Degas would further study women working in brothels; often in the acts of bathing or undressing, and once again never returning our gaze. Much like the dancer in her dressing room, our viewership of these women in the brothels feels less like ‘backstage access’ for the public and more like an invasion of privacy. Although these women were sex workers, moments of intimate private bathing did not constitute labour that the customer would’ve been a part of. So, once again Degas positions us beyond the boundaries of a professional relationship into somewhere where we are not supposed to be.

“After the Bath, Woman Drying Herself”, Edgar Degas, 1892, pastel drawing.

He constructs us behind doors and furniture, in cornered perspectives watching over the women; always with their backs turned or heads looking away, such as in the 1982 charcoal and pastel drawing ‘After the Bath, Woman Drying Herself’. Aside from the obvious objectification, there is power in the artist’s exploitation of the subject’s vulnerable state, and the secret spectators inevitably participate. Degas’ voyeuristic gaze within his use of composition and modelling is so obvious that it is starting to feel deliberate, possibly even subversive.

 Within the highly charged power dynamics present in his artwork, we can question the context of Degas’ own social life and find it remarkably bare and lonely. By the end of his career, he had isolated himself from bohemian artist friends and colleagues due to his conservative politics, and his dual misanthropic and misogynistic attitude to the rest of society was upheld by his apparent celibacy – somewhat ironic in terms of his risqué subject matter.

“Woman with Field Glasses”, Edgar Degas, 1868, oil thinned with turpentine on faded pink paper.

Perhaps calling Degas an early incel is taking my art historian’s audacity too far.

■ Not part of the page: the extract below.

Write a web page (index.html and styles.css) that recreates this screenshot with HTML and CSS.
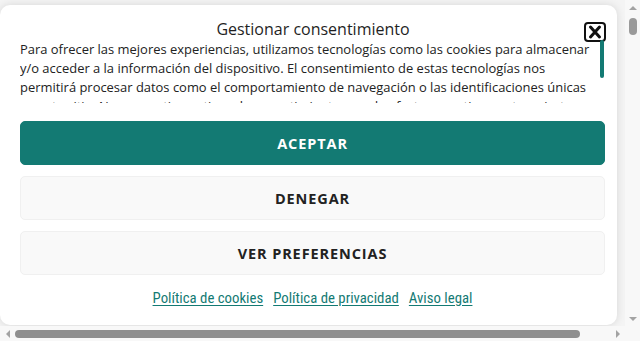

But an 1868 thinned oil painting sketch, ‘Woman with Field Glasses’, could provide some answers to the morally enigmatic figure of Edgar Degas. The model was a woman who posed for some of Degas’ paintings at the horse races, but this time, we are the object of her gaze, and she dominates our entire viewership. She returns the spectator’s gaze full-on, and her eyes are replaced with the dark, glossy lens of the binoculars; cooly piercing both Degas and the viewer. They cast a shadow over her face and her lips are pursed in an unforgiving glare.

“Woman with Field Glasses”, Edgar Degas, 1877, oil on cardboard.

Degas would go on to study this figure several more times over the years of his career, including in an 1877 painting of the same name. She is a striking confrontation and examination of Degas’ own voyeurism and gaze, as well as the spectator’s. The power dynamic Degas has cultivated, with both us and himself, that thrived on breaking the boundaries of autonomy and privacy, is now entirely disrupted. It is instead the boundaries of artist, spectator, subject, agent, that are disordered, and the hierarchy of power now seems less clear. Has the door we were hiding behind creaked too loudly, have we fallen from the shadowy rafters? Or has Degas felt compelled to confront the authority of looking, that both artist and spectator feel so entitled to? Perhaps his voyeurism has always been confrontational? Gendered power dynamics are in themselves essential to Degas’ subjects, as sex work was just as much a part of the dancers’ realities as of the women in the brothel. It could be argued that Degas played upon an audacity of objectification already present in the society of his spectators, and here we are confronted more openly; for once, the subject leers over our own vulnerability, in the curious act of looking.